The Two Barbados’ We Live In. Riots or Round-table?

The handling of the arrests of two white men for over 200lbs of cannabis is very questionable to say the least. The question is once again raised, do we live one of two Barbados’.

I think this is a fair question, as time and time again we can clearly see that white privilege is a force to be reckoned with in Barbados. The most troubling thing about this in my mind, is that black Barbados seems powerless against white privilege on the island.

My first question is, how does the value of the substance found, change from a reported 3 million to just over $500,000.00? That is a not only a dramatic change in value, but also a dramatic change in the weight of whatever was found on the “Ecstasy”. I wonder if the original value of the substance found was incorrectly reported by the media, and if so why was this not addressed by the police immediately? In fact why has it not been addressed at all? The value of the substance found only took a dive after the accused were actually charged days after the find. Maybe the days no charges being laid after the arrests, leading up to the charge were allowed so that substance could be reduced or even changed. Let us not forget originally the substance was deemed to be cocaine. We must also take into consideration, Barbados has long been a major trans-shipment port for cocaine.

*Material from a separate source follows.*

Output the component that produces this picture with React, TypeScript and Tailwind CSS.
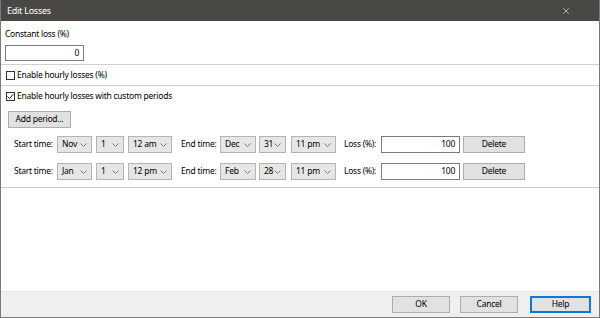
import { X } from 'lucide-react';

const ROWS = [
  { month: 'Nov', day: '1', hour: '12 am', endMonth: 'Dec', endDay: '31', endHour: '11 pm', loss: '100' },
  { month: 'Jan', day: '1', hour: '12 pm', endMonth: 'Feb', endDay: '28', endHour: '11 pm', loss: '100' },
];

function Chevron() {
  return (
    <svg width="7" height="4" viewBox="0 0 7 4" className="shrink-0">
      <path d="M0.5 0.5 L3.5 3.5 L6.5 0.5" fill="none" stroke="#7a7a7a" strokeWidth="1" />
    </svg>
  );
}

function Select({ value, w }: { value: string; w: string }) {
  return (
    <div className={`flex h-[17px] shrink-0 ${w} items-center justify-between border border-[#b4b4b4] bg-[#e6e6e6] pl-[4px] pr-[4px]`}>
      <span>{value}</span>
      <Chevron />
    </div>
  );
}

function Button({ label, w, primary }: { label: string; w: string; primary?: boolean }) {
  return (
    <div
      className={`flex h-[17px] shrink-0 ${w} items-center justify-center bg-[#e1e1e1] ${
        primary ? 'border-2 border-[#0f78d7]' : 'border border-[#adadad]'
      }`}
    >
      {label}
    </div>
  );
}

function Checkbox({ checked }: { checked?: boolean }) {
  return (
    <div className="flex h-[9px] w-[9px] shrink-0 items-center justify-center border border-[#333333] bg-white">
      {checked && (
        <svg width="7" height="7" viewBox="0 0 7 7">
          <path d="M0.5 3.5 L2.5 5.5 L6.5 1" fill="none" stroke="#222" strokeWidth="1" />
        </svg>
      )}
    </div>
  );
}

export default function App() {
  return (
    <div
      className="flex h-[318px] w-[600px] flex-col whitespace-nowrap border-x border-b border-[#7a7a7a] bg-white text-[8.5px] tracking-[-0.25px] text-black"
      style={{ fontFamily: '"Noto Sans", sans-serif' }}
    >
      {/* title bar */}
      <div className="flex h-[21px] shrink-0 items-center justify-between bg-[#4a4845] pl-[6px] pr-[28px] text-[9px] text-white">
        <span>Edit Losses</span>
        <X size={10} strokeWidth={1.5} className="text-[#e8e8e8]" />
      </div>

      {/* constant loss */}
      <div className="border-b border-[#d0d0d0] px-[4px] pb-[3px] pt-[6px]">
        <div className="leading-[13px]">Constant loss (%)</div>
        <div className="mt-[5px] flex h-[16px] w-[79px] items-center justify-end border border-[#7a7a7a] pr-[4px]">
          0
        </div>
      </div>

      <div className="flex h-[21px] items-center gap-[2px] border-b border-[#d0d0d0] px-[5px]">
        <Checkbox />
        <span>Enable hourly losses (%)</span>
      </div>

      {/* custom periods */}
      <div className="border-b border-[#c8c8c8] pb-[7px]">
        <div className="flex h-[20px] items-center gap-[2px] px-[5px]">
          <Checkbox checked />
          <span>Enable hourly losses with custom periods</span>
        </div>
        <div className="ml-[7px] mt-[5px]">
          <Button label="Add period..." w="w-[63px]" />
        </div>
        <div className="mt-[8px] flex flex-col gap-[10px] pl-[13px]">
          {ROWS.map((r) => (
            <div key={r.month} className="flex items-center">
              <span className="w-[43px] shrink-0">Start time:</span>
              <Select value={r.month} w="w-[35px]" />
              <div className="w-[4px] shrink-0" />
              <Select value={r.day} w="w-[28px]" />
              <div className="w-[4px] shrink-0" />
              <Select value={r.hour} w="w-[44px]" />
              <span className="ml-[9px] w-[39px] shrink-0">End time:</span>
              <Select value={r.endMonth} w="w-[36px]" />
              <div className="w-[3px] shrink-0" />
              <Select value={r.endDay} w="w-[27px]" />
              <div className="w-[5px] shrink-0" />
              <Select value={r.endHour} w="w-[45px]" />
              <span className="ml-[8px] w-[37px] shrink-0">Loss (%):</span>
              <div className="flex h-[17px] w-[79px] shrink-0 items-center justify-end border border-[#7a7a7a] pr-[4px]">
                {r.loss}
              </div>
              <div className="w-[3px] shrink-0" />
              <Button label="Delete" w="w-[62px]" />
            </div>
          ))}
        </div>
      </div>

      <div className="flex-1" />

      {/* footer */}
      <div className="flex h-[26px] shrink-0 items-center justify-end border-t border-[#e6e6e6] bg-[#efefef] pr-[8px]">
        <Button label="OK" w="w-[58px]" />
        <div className="w-[10px]" />
        <Button label="Cancel" w="w-[58px]" />
        <div className="w-[12px]" />
        <Button label="Help" w="w-[61px]" primary />
      </div>
    </div>
  );
}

Image result for images of white men charged with cannabis importation in Barbados

As the president of the African Heritage Foundation (AHF), I have been involved with the petitioning of the DPP, Mrs. Donna Babb- Agard to review the case brought against Ms. Felisha Holder. Ms. Holder has been charged with the death of her son, after an accident at Coverly Gardens over two years ago. She struck a structure that was constructed by a white man and deemed dangerous to drivers, illegal and ordered to be removed. It would seem white privileged said no, it will not be removed.  Ms. Holder struck it and lost her son and to make matters worse is being made to look like the one at fault in the matter. In a news article the AHF was told to stop trying to influence the court by petitioning for a review of the facts surrounding the case and a call for its discontinuance. I am now seeing the white men charged with the importation of the over 200 lbs of cannabis are asking the same DPP office to review their case. I am waiting to see what will be the response to this. Let us not forget that the case against Ms. Holder is founded on what is seen to be the result of white privilege in Barbados. It must be noted at this point that the AHF has delivered its petition to the office of the DPP, and to date has not been given any sort of rely, yea or nea. Ms. Holder returns to court on the 14th August.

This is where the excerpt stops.